Schedule 2 – To be performed 3x/week for 4 weeks.
Front Squat – 5×5
Clean and Press – warm-up 2 sets of 2, 5×2 stabilizing sets. Optional: Perform 2 more sets of 3 Push Jerks on days you feel strong.
Upright Row (slightly wider than shoulder-width grip) – 5×5
Parallel Bar Dips – 5×8
Dumbbell Curls – 5×5
Once a week, on a day by itself: Deadlift – working up in singles to a top weight
Hard Work On Basic Exercises
by Bradley J. Steiner- 1971
I happen to believe that Reg Park is the best example and single representative of what proper training with weights can do for a man. He’s got everything: huge, almost superhuman muscles, the strength of the most powerful competitive lifter, and the perfect, well-balanced physique that one sees on Greek statues in museums.
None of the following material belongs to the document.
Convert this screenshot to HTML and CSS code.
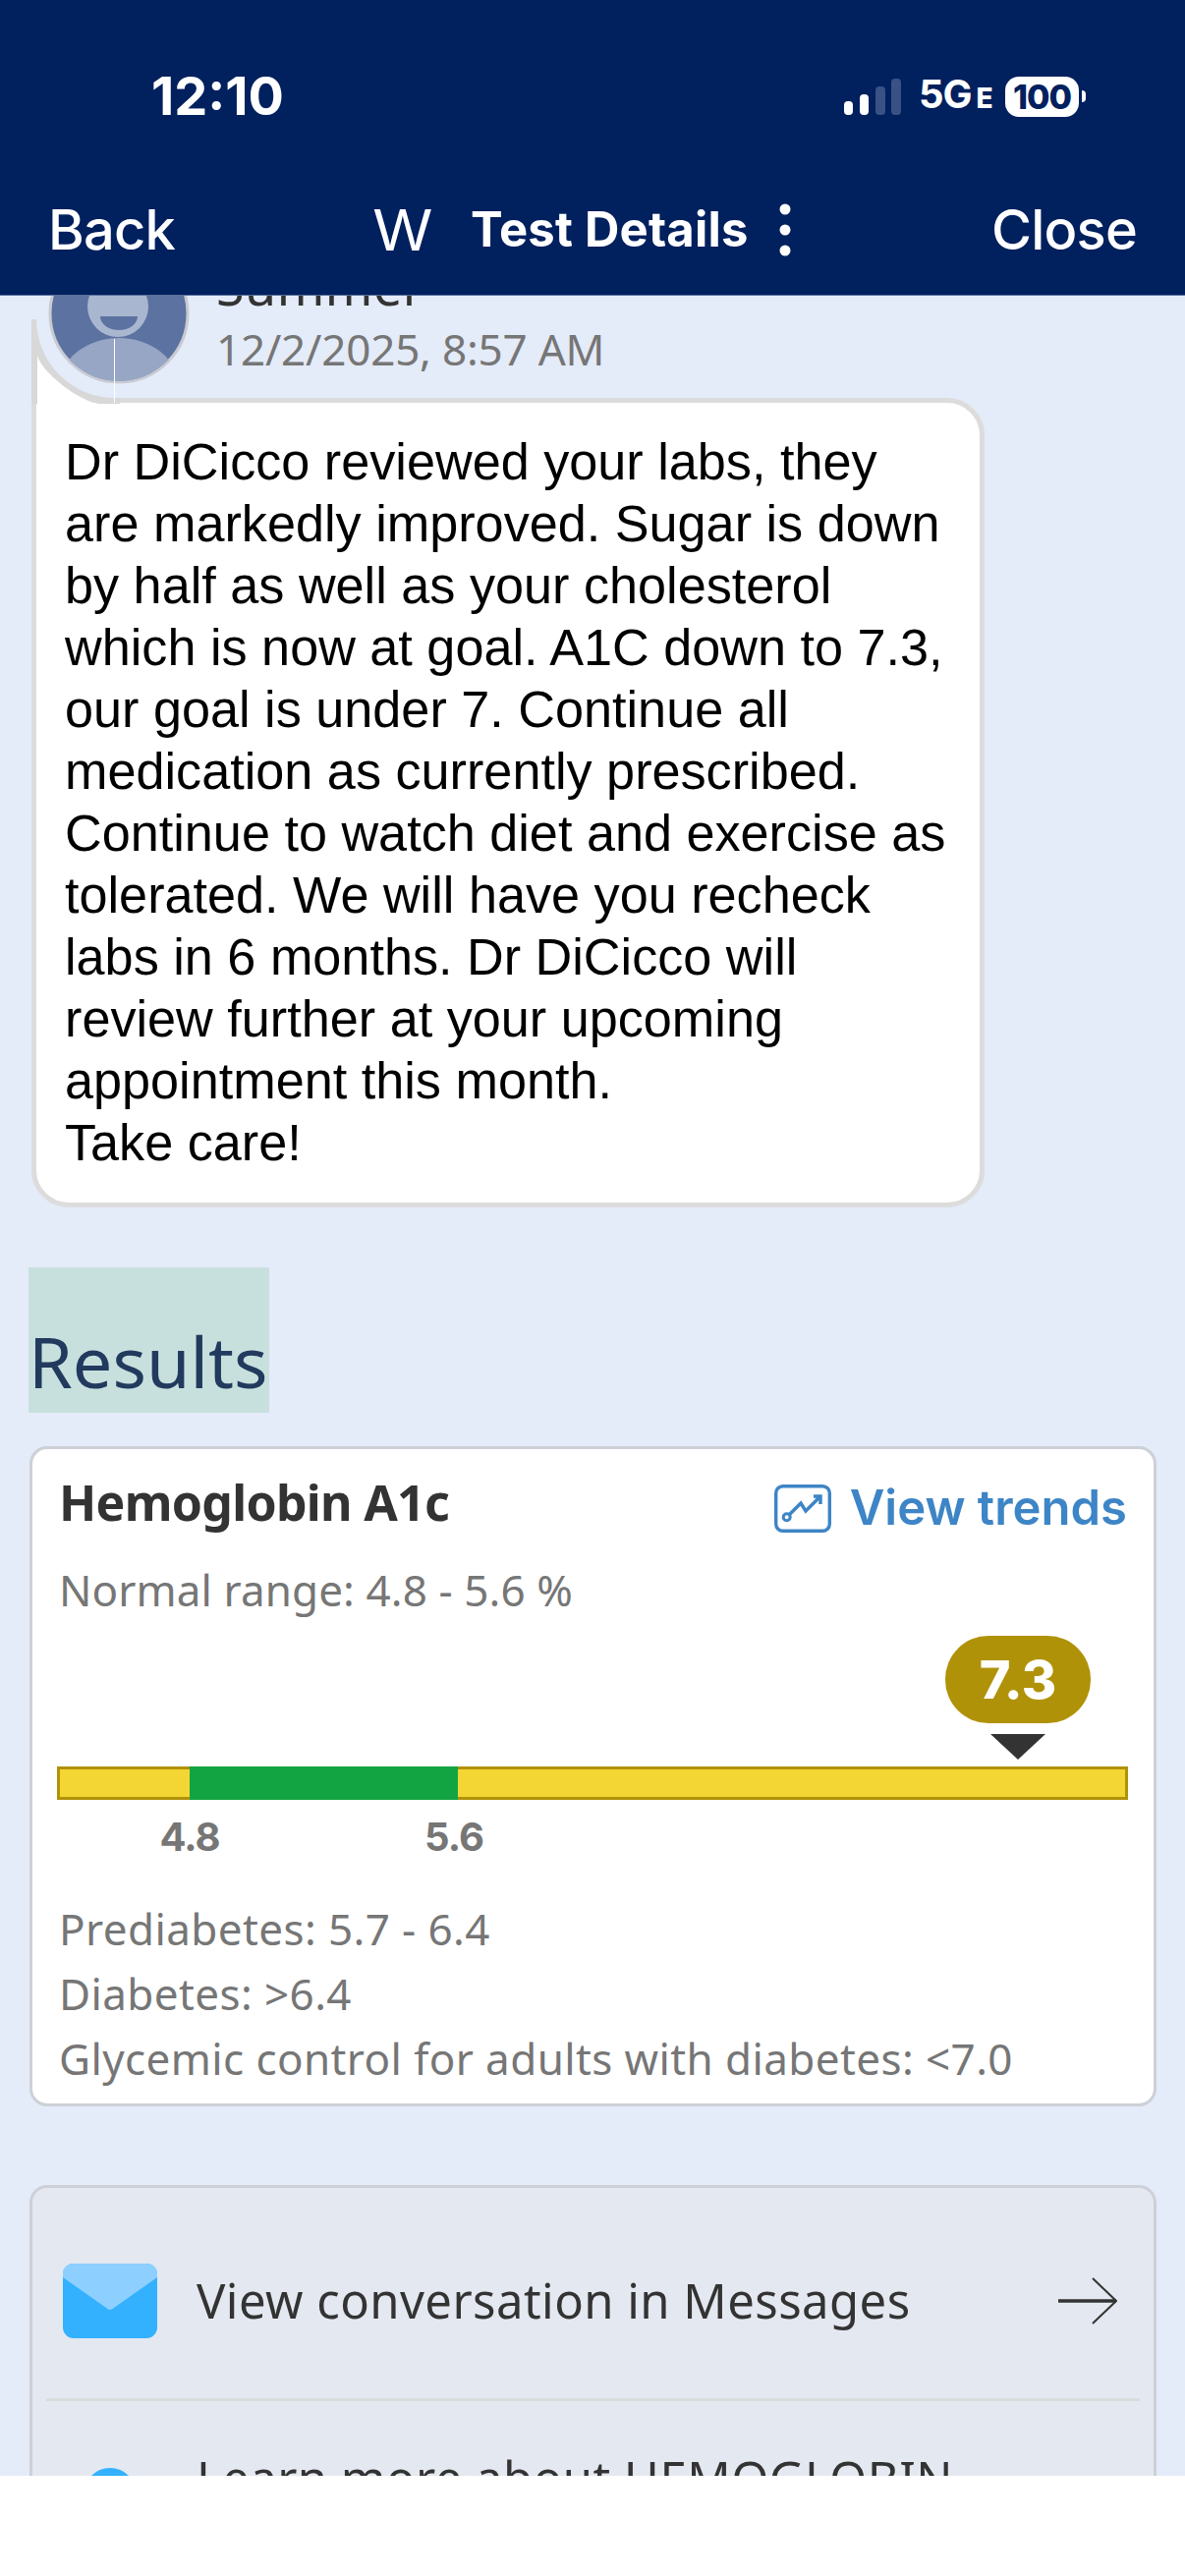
FILE: index.html
```html
<!DOCTYPE html>
<html lang="en">
<head>
<meta charset="utf-8">
<title>Test Details</title>
<link rel="stylesheet" href="styles.css">
</head>
<body>
<div class="page">
  <header class="topbar">
    <div class="status">
      <span class="time">12:10</span>
      <div class="status-right">
        <svg class="signal" width="58" height="38" viewBox="0 0 58 38"><rect x="0" y="23" width="9" height="14" rx="4" fill="#fff"/><rect x="16" y="16" width="9" height="21" rx="4" fill="#fff"/><rect x="32" y="8" width="10" height="29" rx="4" fill="#3a5185"/><rect x="48" y="0" width="10" height="37" rx="4" fill="#3a5185"/></svg>
        <span class="net">5G<small class="net-e">E</small></span>
        <span class="battery">100</span>
        <span class="nub"></span>
      </div>
    </div>
    <nav class="nav">
      <span class="nav-link">Back</span>
      <div class="nav-center">
        <span class="nav-w">W</span>
        <span class="nav-title">Test Details</span>
        <svg class="kebab" width="12" height="54" viewBox="0 0 12 54"><circle cx="6" cy="6" r="5.5" fill="#fff"/><circle cx="6" cy="27" r="5.5" fill="#fff"/><circle cx="6" cy="48" r="5.5" fill="#fff"/></svg>
      </div>
      <span class="nav-link">Close</span>
    </nav>
  </header>

  <main class="content">
    <div class="sender">
      <svg class="avatar" width="144" height="144" viewBox="0 0 144 144">
        <defs><clipPath id="av"><circle cx="72" cy="72" r="69"/></clipPath></defs>
        <circle cx="72" cy="72" r="70" fill="#5c72a0" stroke="#c9cbd2" stroke-width="3"/>
        <g clip-path="url(#av)">
          <ellipse cx="72" cy="145" rx="60" ry="48" fill="#97a6c4"/>
          <circle cx="71" cy="65" r="31" fill="#a9b6cf"/>
          <path d="M53 75 H91 A19 14 0 0 1 53 75 Z" fill="#5c72a0"/>
        </g>
      </svg>
      <div class="sender-text">
        <span class="sender-name">Summer</span>
        <span class="sender-date">12/2/2025, 8:57 AM</span>
      </div>
    </div>

    <div class="bubble">
      <svg class="notch" width="90" height="86" viewBox="0 0 90 86">
        <path d="M0 0 H5 A80 80 0 0 0 85 80 H90 V86 H0 Z" fill="#d8d8d8"/>
        <path d="M6 37 C10 50 30 68 48 78 S70 86 85 86 H6 Z" fill="#fff"/>
      </svg>
      <span class="seam"></span>
      Dr DiCicco reviewed your labs, they are markedly improved. Sugar is down by half as well as your cholesterol which is now at goal. A1C down to 7.3, our goal is under 7. Continue all medication as currently prescribed. Continue to watch diet and exercise as tolerated. We will have you recheck labs in 6 months. Dr DiCicco will review further at your upcoming appointment this month.<br>Take care!
    </div>

    <h2 class="results"><span class="results-text">Results</span></h2>

    <section class="card result-card">
      <div class="card-head">
        <span class="test-name">Hemoglobin A1c</span>
        <span class="trends">
          <svg class="trend-icon" width="58" height="49" viewBox="0 0 58 49" fill="none" stroke="#3d85c6"><rect x="1.700" y="1.700" width="54.600" height="45.600" rx="7" stroke-width="3.400"/><circle cx="12.700" cy="33.300" r="3.500" stroke-width="3"/><path d="M15 31 L27 19 L32 27 L47 12" stroke-width="3.500"/><path d="M40 12 H47 V20" stroke-width="3.500"/></svg>
          View trends
        </span>
      </div>
      <p class="range">Normal range: 4.8 - 5.6 %</p>
      <div class="gauge">
        <div class="marker">
          <span class="badge">7.3</span>
          <span class="pointer"></span>
        </div>
        <div class="bar"><span class="bar-ok"></span></div>
        <div class="ticks"><span class="tick tick-low">4.8</span><span class="tick tick-high">5.6</span></div>
      </div>
      <div class="notes">
        <p>Prediabetes: 5.7 - 6.4</p>
        <p>Diabetes: &gt;6.4</p>
        <p>Glycemic control for adults with diabetes: &lt;7.0</p>
      </div>
    </section>

    <section class="card link-card">
      <div class="link-row">
        <svg class="mail" width="96" height="76" viewBox="0 0 96 76"><rect width="96" height="76" rx="11" fill="#33b1ff"/><path d="M0 14 A11 11 0 0 1 11 0 H85 A11 11 0 0 1 96 14 L52 45 Q48 49 44 45 Z" fill="#8dd0ff"/></svg>
        <span class="link-text">View conversation in Messages</span>
        <svg class="arrow" width="60" height="48" viewBox="0 0 60 48" fill="none" stroke="#333"><path d="M0 24 H59" stroke-width="3.500"/><path d="M35 1 L59 24 L35 47" stroke-width="2"/></svg>
      </div>
      <div class="link-row link-row-next">
        <span class="info-dot"></span>
        <span class="link-text link-text-wrap">Learn more about HEMOGLOBIN A1C</span>
      </div>
    </section>
  </main>
  <div class="bottom"></div>
</div>
</body>
</html>
```

FILE: styles.css
```css
* { box-sizing: border-box; }
html, body { margin: 0; padding: 0; }
body { width: 1206px; height: 2622px; overflow: hidden; background: #fff; font-family: "Noto Sans", sans-serif; }
p, h2 { margin: 0; font-weight: 400; }
.page { display: flex; flex-direction: column; height: 2622px; }

.topbar { height: 301px; flex: none; background: #00205e; color: #fff; position: relative; z-index: 2; border-bottom: 1px solid #5a6f9c; }
.status { height: 199px; padding: 72px 101px 0 154px; display: flex; justify-content: space-between; align-items: flex-start; }
.time { font-family: Inter, sans-serif; font-weight: 700; font-size: 54px; line-height: 52px; }
.status-right { display: flex; align-items: center; height: 52px; }
.signal { margin-top: 2px; }
.net { font-family: Inter, sans-serif; font-weight: 700; font-size: 40px; line-height: 52px; margin-left: 18px; letter-spacing: -1px; display: flex; align-items: baseline; width: 70px; }
.net-e { font-size: 28px; font-weight: 800; margin-left: 5px; }
.battery { width: 75px; height: 41px; margin-left: 18px; background: #fff; border-radius: 14px; color: #00205e; font-family: Inter, sans-serif; font-weight: 800; font-size: 34px; line-height: 41px; text-align: center; letter-spacing: -1px; }
.nub { width: 4px; height: 12px; margin-left: 3px; background: #fff; border-radius: 0 6px 6px 0; }

.nav { display: flex; justify-content: space-between; align-items: center; height: 70px; padding: 0 49px; }
.nav-link { font-family: Inter, sans-serif; font-size: 56px; line-height: 70px; font-weight: 500; letter-spacing: -0.800px; }
.nav-center { display: flex; align-items: center; margin-right: 2px; }
.nav-w { font-family: "Liberation Sans", sans-serif; font-size: 62px; line-height: 70px; }
.nav-title { font-family: Inter, sans-serif; font-weight: 700; font-size: 49px; line-height: 70px; margin-left: 40px; letter-spacing: 0.200px; }
.kebab { margin-left: 31px; }

.content { flex: 1; min-height: 0; overflow: hidden; background: #e4ebf9; padding-left: 30px; padding-right: 29px; }
.sender { display: flex; margin-top: -54px; padding-left: 19px; align-items: flex-start; height: 158px; position: relative; z-index: 1; }
.avatar { flex: none; }
.sender-text { display: flex; flex-direction: column; margin-left: 27px; }
.sender-name { font-size: 52px; line-height: 62px; color: #333; margin-top: 13px; letter-spacing: 0.500px; }
.sender-date { font-size: 44px; line-height: 60px; color: #767676; letter-spacing: -0.200px; margin-top: 3px; }
.bubble { position: relative; width: 970px; height: 824px; margin-left: 2px; background: #fff; border: 5px solid #dcdcdc; border-radius: 0 38px 38px 38px; padding: 29px 24px 0 29px; font-family: "Liberation Sans", sans-serif; font-size: 52.200px; line-height: 63px; color: #000; }
.notch { position: absolute; left: -5px; top: -85px; }
.seam { position: absolute; left: 79px; top: -65px; width: 1px; height: 65px; background: #fff; z-index: 2; }
.results { display: flex; align-items: flex-end; width: 245px; height: 148px; margin: 61px 0 0 -1px; background: #c8e0dd; color: #223a5e; font-size: 72px; line-height: 96px; padding: 0 0 5px 0; }
.card { width: 1147px; border: 3px solid #cdd0d6; border-radius: 18px; }
.result-card { margin-top: 34px; height: 672px; background: #fff; padding: 0 27px 0 27px; }
.card-head { display: flex; justify-content: space-between; align-items: flex-start; padding-top: 24px; height: 113px; }
.test-name { font-weight: 700; font-size: 50px; line-height: 60px; color: #333; letter-spacing: -0.700px; }
.trends { display: flex; align-items: center; color: #3d85c6; font-family: Inter, sans-serif; font-size: 49px; line-height: 60px; font-weight: 600; gap: 19px; margin-top: 6px; }
.trend-icon { flex: none; }
.range { font-size: 44px; line-height: 60px; color: #767676; letter-spacing: 0.100px; }
.gauge { position: relative; height: 282px; }
.marker { position: absolute; left: 902px; top: 17px; width: 148px; display: flex; flex-direction: column; align-items: center; }
.badge { width: 148px; height: 89px; border-radius: 44px; background: #b09208; color: #fff; font-family: Inter, sans-serif; font-weight: 800; font-size: 54px; line-height: 89px; text-align: center; }
.pointer { margin-top: 11px; width: 0; height: 0; border-left: 28px solid transparent; border-right: 28px solid transparent; border-top: 26px solid #333; }
.bar { position: absolute; left: -2px; top: 150px; width: 1090px; height: 34px; background: #f3d633; border: 3px solid #b09208; }
.bar-ok { position: absolute; left: 132px; top: -3px; height: 34px; width: 273px; background: #12a443; }
.ticks { position: absolute; left: 1px; top: 197px; width: 100%; height: 50px; }
.tick { position: absolute; top: 0; width: 80px; margin-left: -40px; text-align: center; font-family: Inter, sans-serif; font-weight: 700; font-size: 40px; line-height: 50px; color: #767676; letter-spacing: -1px; }
.tick-low { left: 132px; }
.tick-high { left: 401px; }
.notes { display: flex; flex-direction: column; font-size: 44px; line-height: 66px; color: #767676; letter-spacing: 0.400px; }
.link-card { margin-top: 80px; height: 400px; background: #e4e8f0; padding: 0 14px; }
.link-row { display: flex; align-items: center; height: 217px; padding: 16px 23px 0 17px; border-bottom: 3px solid #d8dcdc; }
.mail { flex: none; }
.link-text { font-size: 49px; line-height: 60px; color: #333; margin-left: 40px; margin-top: -2px; letter-spacing: 0.450px; flex: 1; }
.arrow { flex: none; }
.link-row-next { border-bottom: 0; align-items: flex-start; padding-top: 50px; height: auto; }
.info-dot { flex: none; width: 54px; height: 54px; margin: 18px 21px 0 21px; border-radius: 50%; background: #33b1ff; }
.link-text-wrap { margin-left: 40px; flex: none; width: 800px; }
.bottom { height: 102px; flex: none; background: #fff; }
```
Whether or not you agree that Park is the Greatest — if you’ve seen him, then you’ve GOT to admit that he’s good, to say the very least. OK. so who cares about my opinion anyway, and what in heck does this have to do with how you can get the Herculean build you’re after?
The best physiques (and Park’s is one of ’em), were all built by hard work on the basic, heavy duty exercises. There are NO exceptions to this statement. Even easy-gainers who (like Park) build up very easily, never get to the Hercules stage without the ultimate in effort. Park worked up to squats with 600 pounds, behind the neck presses with 300 pounds, and bench presses with 500 pounds!
Hereditary advantages or not, Park sweated blood to earn the massive excellent physique that he has. And so did every other human Superman whose muscles aren’t merely bloated, pumped-up tissue. The problem of WHAT these basic exercisers are, and HOW HARD one must work on them for satisfactory, or even startling results, is one that every bodybuilder, at one time or another during his career, is confronted with. This month we’re going to solve the problem.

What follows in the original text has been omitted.